Boris was eight years younger than Arkady but when the family was split up by the siege of Leningrad he and his mother stayed while Arkady and their father, an author and journalist, left. In 1950 Boris entered Leningrad State University, transferring from physics to astronomy. Five years later he graduated and spent the next 11 years as an astronomer and computer engineer. Meanwhile Arkady had become an editor and translator. In 1958 they combined their talents to begin writing science fiction, making the break into full-time writing in 1964.
In the excitement of post-revolutionary technophilia sci-fi was a popular Soviet genre but it fell away under Stalin, perhaps seen as escapist or dangerously Aesopian. After Stalin's death, inspired by palaeontologist-turned-author Ivan Yefremov, the brothers were instrumental in revivifying it. Following a few technology-driven "hard sci-fi" stories they began to use the genre to explore intractable social and moral questions.
Their major work is the futuristic Noon Universe series, running from Noon: 22nd Century (1962) to The Time Wanderers (1985). Not planned as a series, it developed as the brothers returned to settings and characters. The utopianism seems to mark the victory of communism, but the apparent perfection is the result of easily available resources and an unSoviet lack of imperialistic desires, while a World Council formed of great intellectuals works to bring civilisations into line.

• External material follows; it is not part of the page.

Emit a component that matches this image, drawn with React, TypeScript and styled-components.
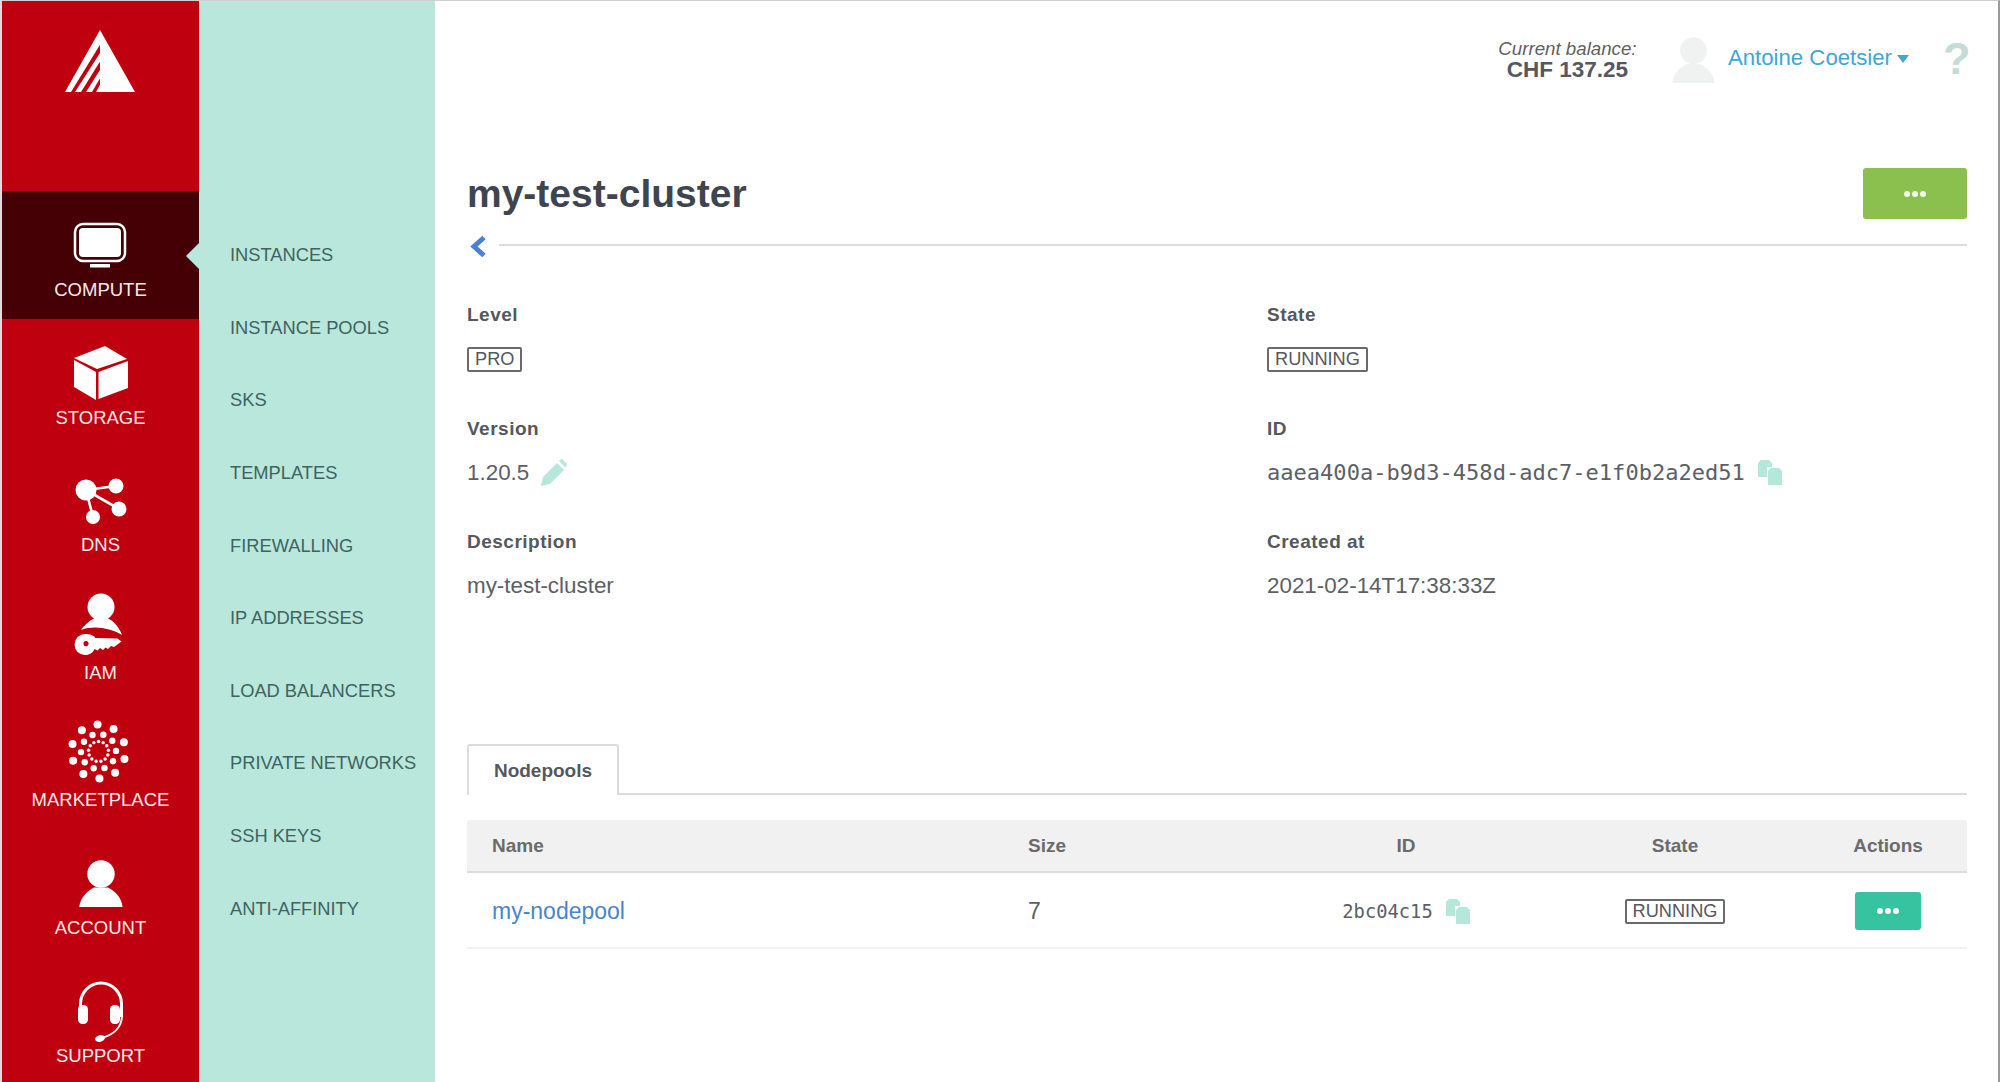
import React from "react";
import styled, { createGlobalStyle } from "styled-components";

const COLORS = {
  red: "#bf000e",
  redDark: "#450005",
  mint: "#b9e7dc",
  mintText: "#3f6361",
  mintIcon: "#b5e7da",
  text: "#5c6064",
  label: "#55585c",
  title: "#3f454f",
  line: "#dcdcdc",
  blue: "#3fa7d1",
  link: "#4a85c9",
  green: "#8bbf4e",
  teal: "#36c4a0",
};

const SANS = `"Liberation Sans", Arial, sans-serif`;
const MONO = `"DejaVu Sans Mono", "Liberation Mono", monospace`;

const GlobalStyle = createGlobalStyle`
  html, body {
    margin: 0;
    padding: 0;
    background: #fff;
  }
  * {
    box-sizing: border-box;
  }
`;

const LogoIcon = () => (
  <svg width="70" height="62" viewBox="0 0 70 59" preserveAspectRatio="none" fill="#fff">
    <polygon points="35,0 0,59 6,59 35,14" />
    <polygon points="10,59 16,59 35,30 35,22" />
    <polygon points="21,59 27,59 35,46 35,38" />
    <polygon points="35,0 70,59 31,59 35,52" />
  </svg>
);

const ComputeIcon = () => (
  <>
    <rect x="11" y="13" width="50" height="37" rx="8" fill="none" stroke="#fff" strokeWidth="2.5" />
    <rect x="15" y="17" width="42" height="29" rx="4" fill="#fff" />
    <rect x="26" y="53" width="20" height="3.5" fill="#fff" />
  </>
);

const StorageIcon = () => (
  <>
    <polygon points="41,7 63,20 33,30 10,19" />
    <polygon points="10,21 32,33 32,61 10,48" />
    <polygon points="34.5,33 64,22 64,49 34.5,60" />
  </>
);

const DnsIcon = () => (
  <>
    <path d="M22 24 L52 20 M22 24 L55 43 M22 24 L29 51" stroke="#fff" strokeWidth="2.6" fill="none" />
    <circle cx="22" cy="24" r="10.5" />
    <circle cx="52" cy="20" r="7.5" />
    <circle cx="55" cy="43" r="7.5" />
    <circle cx="29" cy="51" r="7" />
  </>
);

const IamIcon = () => (
  <>
    <circle cx="37" cy="13" r="13.5" />
    <path d="M17 36 C22 29 27 26 31 24 L43 24 C50 27 55 33 58 41 C46 34 30 31 17 36 Z" />
    <path
      fillRule="evenodd"
      d="M21 40 a10.5 10.5 0 1 0 0 21 c5 0 8 -2.5 9.5 -6 l3 1.5 2.5 -2.5 3 2 2.5 -2.5 2.5 1.5 3 -3 3 1 7.5 -5.5 -4 -3 -22 -0.5 c-1.5 -2.5 -6 -4 -10.5 -4 Z M22 47 a2.6 2.6 0 1 0 0.01 0 Z"
    />
  </>
);

const rings = [
  { count: 10, radius: 27, r: 4, start: -92 },
  { count: 10, radius: 17.5, r: 3.2, start: -74 },
  { count: 13, radius: 10, r: 1.7, start: -90 },
];

const MarketplaceIcon = () => (
  <>
    {rings.flatMap((ring, i) =>
      Array.from({ length: ring.count }, (_, n) => {
        const a = ((ring.start + (n * 360) / ring.count) * Math.PI) / 180;
        return (
          <circle
            key={`${i}-${n}`}
            cx={34.5 + ring.radius * Math.cos(a)}
            cy={30.5 + ring.radius * Math.sin(a)}
            r={ring.r}
          />
        );
      })
    )}
  </>
);

const Person = () => (
  <>
    <circle cx="37" cy="25" r="13.7" />
    <path d="M15.3 58 C16 49 23 42 30 38.5 L44 38.5 C51 42 58 49 58.5 58 Z" />
  </>
);

const SupportIcon = () => (
  <>
    <path d="M16.5 40 V27 a20.5 21 0 0 1 41 0 V40" fill="none" stroke="#fff" strokeWidth="3" />
    <rect x="14" y="28" width="10" height="19" rx="4.5" />
    <rect x="46" y="28" width="10" height="19" rx="4.5" />
    <path d="M58 38 C58 50 50 58 37 61" fill="none" stroke="#fff" strokeWidth="2" />
    <ellipse cx="36" cy="61.5" rx="5" ry="3.3" transform="rotate(-12 36 61.5)" />
  </>
);

const navItems = [
  { label: "COMPUTE", icon: <ComputeIcon />, active: true },
  { label: "STORAGE", icon: <StorageIcon /> },
  { label: "DNS", icon: <DnsIcon /> },
  { label: "IAM", icon: <IamIcon /> },
  { label: "MARKETPLACE", icon: <MarketplaceIcon /> },
  { label: "ACCOUNT", icon: <Person /> },
  { label: "SUPPORT", icon: <SupportIcon /> },
];

const subItems = [
  "INSTANCES",
  "INSTANCE POOLS",
  "SKS",
  "TEMPLATES",
  "FIREWALLING",
  "IP ADDRESSES",
  "LOAD BALANCERS",
  "PRIVATE NETWORKS",
  "SSH KEYS",
  "ANTI-AFFINITY",
];

const CopyIcon = () => (
  <CopySvg viewBox="0 0 24 25">
    <path d="M3 0 H11 L14 3 V7 H9 V17 H0 V3 Z" />
    <path d="M13 8 H21 L24 11 V25 H10 V11 Z" />
  </CopySvg>
);

const Dots = () => (
  <DotRow>
    <Dot />
    <Dot />
    <Dot />
  </DotRow>
);

const App = () => {
  return (
    <Shell>
      <GlobalStyle />
      <Sidebar>
        <LogoBox>
          <LogoIcon />
        </LogoBox>
        {navItems.map((item) => (
          <NavItem key={item.label} $active={item.active}>
            <NavIcon viewBox="0 0 72 68">{item.icon}</NavIcon>
            <NavLabel>{item.label}</NavLabel>
          </NavItem>
        ))}
      </Sidebar>
      <SubMenu>
        {subItems.map((item) => (
          <SubItem key={item}>{item}</SubItem>
        ))}
      </SubMenu>
      <Main>
        <TopBar>
          <Balance>
            <BalanceLabel>Current balance:</BalanceLabel>
            <BalanceValue>CHF 137.25</BalanceValue>
          </Balance>
          <Avatar viewBox="15 11 44 47">
            <Person />
          </Avatar>
          <UserName>Antoine Coetsier</UserName>
          <Caret viewBox="0 0 14 8">
            <path d="M1 0 H13 L7 8 Z" />
          </Caret>
          <Help>?</Help>
        </TopBar>
        <TitleRow>
          <Title>my-test-cluster</Title>
          <MenuButton>
            <Dots />
          </MenuButton>
        </TitleRow>
        <BackRow>
          <svg width="17" height="23" viewBox="0 0 17 23">
            <polyline points="14,2.5 4,11.5 14,20.5" fill="none" stroke="#4a80d6" strokeWidth="5" />
          </svg>
          <BackLine />
        </BackRow>
        <Details>
          <Field>
            <FieldLabel>Level</FieldLabel>
            <FieldValue>
              <Badge>PRO</Badge>
            </FieldValue>
          </Field>
          <Field>
            <FieldLabel>State</FieldLabel>
            <FieldValue>
              <Badge>RUNNING</Badge>
            </FieldValue>
          </Field>
          <Field>
            <FieldLabel>Version</FieldLabel>
            <FieldValue>
              1.20.5
              <PencilSvg viewBox="0 0 26 27">
                <path d="M0 27 L2 18 L16 4 L23 11 L9 25 Z" />
                <path d="M18 2 L20 0 Q21 0 22 1 L26 5 Q26 6 25 7 L24.5 8.5 Z" />
              </PencilSvg>
            </FieldValue>
          </Field>
          <Field>
            <FieldLabel>ID</FieldLabel>
            <FieldValue>
              <MonoId>aaea400a-b9d3-458d-adc7-e1f0b2a2ed51</MonoId>
              <CopyIcon />
            </FieldValue>
          </Field>
          <Field>
            <FieldLabel>Description</FieldLabel>
            <FieldValue>my-test-cluster</FieldValue>
          </Field>
          <Field>
            <FieldLabel>Created at</FieldLabel>
            <FieldValue>2021-02-14T17:38:33Z</FieldValue>
          </Field>
        </Details>
        <Tabs>
          <Tab>Nodepools</Tab>
        </Tabs>
        <Table>
          <HeadRow>
            <NameCell>Name</NameCell>
            <div>Size</div>
            <CenterCell>ID</CenterCell>
            <CenterCell>State</CenterCell>
            <ActionCell>Actions</ActionCell>
          </HeadRow>
          <BodyRow>
            <NameCell>
              <NodeLink>my-nodepool</NodeLink>
            </NameCell>
            <div>7</div>
            <CenterCell>
              <SmallMono>2bc04c15</SmallMono>
              <CopyIcon />
            </CenterCell>
            <CenterCell>
              <Badge>RUNNING</Badge>
            </CenterCell>
            <ActionCell>
              <RowButton>
                <Dots />
              </RowButton>
            </ActionCell>
          </BodyRow>
        </Table>
      </Main>
    </Shell>
  );
};

const Shell = styled.div`
  display: flex;
  height: 1082px;
  overflow: hidden;
  background: #fff;
  border-top: 1px solid #d0d0d0;
  border-left: 2px solid #e4dcdc;
  border-right: 2px solid #9a9a9a;
  font-family: ${SANS};
`;

const Sidebar = styled.nav`
  flex: 0 0 197px;
  background: ${COLORS.red};
`;

const LogoBox = styled.div`
  height: 190px;
  padding: 29px 1px 0 0;
  display: flex;
  justify-content: center;
  align-items: flex-start;
`;

const NavItem = styled.div<{ $active?: boolean }>`
  position: relative;
  height: 127.6px;
  padding-top: 20px;
  display: flex;
  flex-direction: column;
  align-items: center;
  background: ${(p) => (p.$active ? COLORS.redDark : "transparent")};

  ${(p) =>
    p.$active &&
    `
    &::after {
      content: "";
      position: absolute;
      right: 0;
      top: 52px;
      border-style: solid;
      border-width: 13px 13px 13px 0;
      border-color: transparent ${COLORS.mint} transparent transparent;
    }
  `}
`;

const NavIcon = styled.svg`
  width: 72px;
  height: 68px;
  margin-right: 2px;
  flex: none;
  fill: #fff;
  overflow: visible;
`;

const NavLabel = styled.div`
  margin-top: 1px;
  font-size: 18.5px;
  line-height: 20px;
  color: #fbe9e9;
  white-space: nowrap;
`;

const SubMenu = styled.div`
  flex: 0 0 236px;
  padding: 218px 0 0 31px;
  background: ${COLORS.mint};
`;

const SubItem = styled.div`
  height: 72.6px;
  display: flex;
  align-items: center;
  font-size: 18.3px;
  color: ${COLORS.mintText};
  white-space: nowrap;
`;

const Main = styled.main`
  flex: 1;
  min-width: 0;
  padding: 0 31px 0 32px;
  color: ${COLORS.text};
`;

const TopBar = styled.div`
  height: 167px;
  padding-top: 35px;
  display: flex;
  justify-content: flex-end;
  align-items: flex-start;
`;

const Balance = styled.div`
  width: 139px;
  margin-top: 2px;
  text-align: center;
  white-space: nowrap;
`;

const BalanceLabel = styled.div`
  font-size: 18.7px;
  font-style: italic;
  line-height: 21px;
  color: #5f5f5f;
`;

const BalanceValue = styled.div`
  font-size: 22.5px;
  font-weight: 700;
  line-height: 21px;
  color: #55585c;
`;

const Avatar = styled.svg`
  width: 43px;
  height: 48px;
  margin-left: 35px;
  fill: #f0f1f1;
`;

const UserName = styled.div`
  margin: 9px 0 0 13px;
  font-size: 22.2px;
  line-height: 26px;
  color: ${COLORS.blue};
  white-space: nowrap;
`;

const Caret = styled.svg`
  width: 14px;
  height: 8px;
  margin: 19px 0 0 4px;
  fill: ${COLORS.blue};
`;

const Help = styled.div`
  margin: 1px 0 0 33px;
  width: 24px;
  font-size: 45px;
  font-weight: 700;
  line-height: 44px;
  color: #c4dcd6;
`;

const TitleRow = styled.div`
  height: 51px;
  display: flex;
  justify-content: space-between;
  align-items: center;
`;

const Title = styled.h1`
  margin: 0;
  font-size: 39px;
  font-weight: 700;
  color: ${COLORS.title};
`;

const MenuButton = styled.div`
  width: 104px;
  height: 51px;
  display: flex;
  align-items: center;
  justify-content: center;
  border-radius: 3px;
  background: ${COLORS.green};
`;

const RowButton = styled.div`
  width: 66px;
  height: 38px;
  display: flex;
  align-items: center;
  justify-content: center;
  border-radius: 3px;
  background: ${COLORS.teal};
`;

const DotRow = styled.span`
  display: flex;
  gap: 2px;
`;

const Dot = styled.span`
  width: 6px;
  height: 6px;
  border-radius: 50%;
  background: #f4fbf2;
`;

const BackRow = styled.div`
  height: 54px;
  margin-bottom: 29px;
  display: flex;
  align-items: center;
  gap: 12px;
  padding-left: 3px;
`;

const BackLine = styled.div`
  flex: 1;
  height: 2px;
  margin-top: -2px;
  background: ${COLORS.line};
`;

const Details = styled.div`
  display: grid;
  grid-template-columns: 800px 1fr;
  grid-auto-rows: 113.5px;
`;

const Field = styled.div`
  display: flex;
  flex-direction: column;
  gap: 18px;
`;

const FieldLabel = styled.div`
  font-size: 19px;
  font-weight: 700;
  line-height: 26px;
  letter-spacing: 0.5px;
  color: ${COLORS.label};
`;

const FieldValue = styled.div`
  display: flex;
  align-items: center;
  height: 26px;
  font-size: 22.4px;
  color: ${COLORS.text};
`;

const MonoId = styled.span`
  font-family: ${MONO};
  font-size: 22.05px;
`;

const SmallMono = styled.span`
  font-family: ${MONO};
  font-size: 18.8px;
`;

const Badge = styled.span`
  display: inline-flex;
  align-items: center;
  height: 25px;
  padding: 0 6px;
  border: 2px solid #6a6a6a;
  border-radius: 2px;
  font-size: 18.2px;
  color: #55585c;
`;

const PencilSvg = styled.svg`
  width: 26px;
  height: 27px;
  margin-left: 12px;
  fill: ${COLORS.mintIcon};
`;

const CopySvg = styled.svg`
  width: 24px;
  height: 25px;
  margin-left: 13px;
  fill: ${COLORS.mintIcon};
`;

const Tabs = styled.div`
  height: 51px;
  margin-top: 101.5px;
  border-bottom: 2px solid ${COLORS.line};
`;

const Tab = styled.div`
  width: 152px;
  height: 51px;
  display: flex;
  align-items: center;
  justify-content: center;
  background: #fff;
  border: 2px solid ${COLORS.line};
  border-bottom: 0;
  border-radius: 3px 3px 0 0;
  font-size: 19px;
  font-weight: 700;
  color: ${COLORS.label};
`;

const Table = styled.div`
  margin-top: 25px;
`;

const columns = "561px 240px 276px 262px 161px";

const HeadRow = styled.div`
  height: 53px;
  display: grid;
  grid-template-columns: ${columns};
  align-items: center;
  background: #f1f1f1;
  border-bottom: 2px solid ${COLORS.line};
  border-radius: 3px 3px 0 0;
  font-size: 19px;
  font-weight: 700;
  color: #6b6b6b;
`;

const BodyRow = styled.div`
  height: 76px;
  padding-top: 2px;
  display: grid;
  grid-template-columns: ${columns};
  align-items: center;
  border-bottom: 2px solid #f2f2f2;
  font-size: 23px;
  color: ${COLORS.text};
`;

const NameCell = styled.div`
  padding-left: 25px;
`;

const CenterCell = styled.div`
  display: flex;
  align-items: center;
  justify-content: center;
`;

const ActionCell = styled.div`
  display: flex;
  justify-content: center;
  padding-left: 3px;
`;

const NodeLink = styled.a`
  color: ${COLORS.link};
`;

export default App;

Like much sci-fi there were often political undercurrents: the allegorical elements of Prisoners of Power (1969) were too clear and publication was only allowed when they changed the Russian names to foreign-sounding ones.
The series' loose interconnectivity allowed the brothers to rove over time and space (though often in worlds that reflect some period or aspect of life on earth) and tell the stories from various characters' perspectives. They decided to draw it to a close in the late 1980s, but Arkady's death left the final instalment incomplete. Boris took the pen-name S Vititsky and wrote two more books, while endorsing Noon-related books by other authors.
Of the various film adaptations, the most famous is Stalker (1979), based on Roadside Picnic (1971), though friction with Tarkovsky led Boris briefly to withdraw from writing the script. Though it is set in Canada in the near-future, Western critics sometimes over-emphasised the allegory: the "zone" was a popular nickname for the Gulag. It led to the director and the writers being seen only as dissidents, with the more philosophical aspects of their work being downplayed.
The brothers' work also appealed to Tarkovsky's artistic descendants: Sokurov's Days of Eclipse (1988) about a doctor posted to Turkmenia is the best-known of several film versions of One Billion Years Before the End of the World (1978, aka Definitely Maybe). In 2006 Konstantin Lopushansky, took on the dystopian The Ugly Swans, written in 1967, but banned for 20 years, while Boris co-wrote the post-apocalyptic Letters from a Dead Man (1986). Alexei Gherman has spent over a decade on The History of the Arkanor Massacre, a version of Hard to Be a God (1964), whose hero has to decide whether to topple the despotic leader of the feudal planet he is visiting.
Some Russians were outraged at the apparent similarities between James Cameron's Avatar and Noon's fifth instalment, Disquiet (1965). Both are set on planets called Pandora inhabited by a blue-skinned forest-living race.
When Arkady was alive the brothers made few political pronouncements but Boris later criticised Putin's repressions, discussed the murder of Anna Politkovskaya and signed an open letter of protest at the treatment of Khodorovsky and Pussy Riot. Though doubtless unwittingly, Putin's posthumous tribute echoed Stalin's acclamation of Mayakovsky as "the best, the most talented." Boris recently reinforced the brothers' bleak outlook: "Unfortunately I am a pessimist: I don't believe anything good comes from a large mass of people. As a rule, large numbers of people are bad."
Boris Natanovich Strugatsky, author: born Leningrad 14 August 1933; married Adeleida (two sons); died St Petersburg 19 November 2012.